##### Provided material
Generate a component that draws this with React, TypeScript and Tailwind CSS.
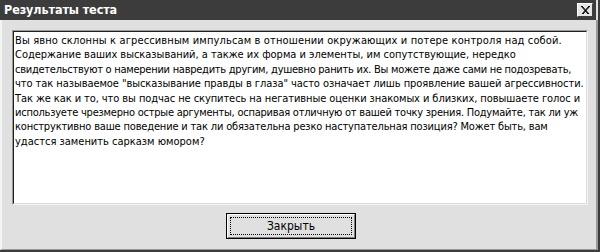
import React from 'react'

// each line of the message, with a tracking tweak so the line ends where the original wraps
const lines: { text: string; cls: string }[] = [
  { text: 'Вы явно склонны к агрессивным импульсам в отношении окружающих и потере контроля над собой.', cls: 'tracking-[0.135px]' },
  { text: 'Содержание ваших высказываний, а также их форма и элементы, им сопутствующие, нередко', cls: 'tracking-[-0.02px]' },
  { text: 'свидетельствуют о намерении навредить другим, душевно ранить их. Вы можете даже сами не подозревать,', cls: 'tracking-[-0.26px]' },
  { text: 'что так называемое "высказывание правды в глаза" часто означает лишь проявление вашей агрессивности.', cls: 'tracking-[-0.06px]' },
  { text: 'Так же как и то, что вы подчас не скупитесь на негативные оценки знакомых и близких, повышаете голос и', cls: 'tracking-[-0.08px]' },
  { text: 'используете чрезмерно острые аргументы, оспаривая отличную от вашей точку зрения. Подумайте, так ли уж', cls: 'tracking-[-0.23px]' },
  { text: 'конструктивно ваше поведение и так ли обязательна резко наступательная позиция? Может быть, вам', cls: 'tracking-[-0.17px]' },
  { text: 'удастся заменить сарказм юмором?', cls: 'tracking-normal' },
]

function CloseBox() {
  return (
    <button className="w-[16px] h-[14px] bg-[#e6e6e6] border border-t-white border-l-white border-r-[#404040] border-b-[#404040] flex items-center justify-center">
      <svg width="9" height="8" viewBox="0 0 9 8">
        <path d="M1 0 L8 8 M0 0 L7 8 M8 0 L1 8 M9 0 L2 8" stroke="#000" strokeWidth="1" />
      </svg>
    </button>
  )
}

export default function App() {
  return (
    <div
      className="w-[600px] h-[252px] bg-[#e0e0e0] flex flex-col border-r-2 border-b-2 border-[#3c3c3c] text-black"
      style={{ fontFamily: '"DejaVu Sans Condensed", "DejaVu Sans", sans-serif' }}
    >
      {/* Title bar */}
      <div className="h-[20px] mr-[2px] bg-[#3c3c3c] flex items-center pl-[4px] pr-[3px] shrink-0">
        <span className="text-white font-bold font-stretch-condensed text-[12.5px] leading-none tracking-[-0.1px]">Результаты теста</span>
        <div className="ml-auto">
          <CloseBox />
        </div>
      </div>

      {/* Body */}
      <div className="flex-1 flex flex-col border-l-2 border-l-[#f4f4f4] border-r-2 border-r-[#9a9a9a] border-b border-b-[#9a9a9a] pl-[10px] pr-[4px] pt-[10px]">
        <div className="w-[576px] h-[175px] border border-t-[#9a9a9a] border-l-[#9a9a9a] border-r-[#f4f4f4] border-b-[#f4f4f4]">
          <div className="w-full h-full overflow-hidden bg-white border border-t-[#202020] border-l-[#202020] border-r-[#dcdcdc] border-b-[#dcdcdc] pl-[1px] pt-[2px] text-[11px] leading-[14.4px] font-stretch-condensed">
            {lines.map((l, i) => (
              <div key={i} className={`whitespace-nowrap ${l.cls}`}>{l.text}</div>
            ))}
          </div>
        </div>

        <div className="mt-[8px] ml-[214px]">
          <button className="w-[130px] h-[26px] border border-black bg-[#e0e0e0] p-0 block">
            <div className="w-full h-full border border-t-white border-l-white border-r-[#808080] border-b-[#808080] p-[2px]">
              <div className="w-full h-full border border-dotted border-black flex items-center justify-center text-[12px] font-stretch-condensed">
                Закрыть
              </div>
            </div>
          </button>
        </div>
      </div>
    </div>
  )
}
##########
What to produce: Would you reproduce the lines above, from the very first through the line containing "import React from 'react'", exactly and without the pictures?

Result below:
Generate a component that draws this with React, TypeScript and Tailwind CSS.
import React from 'react'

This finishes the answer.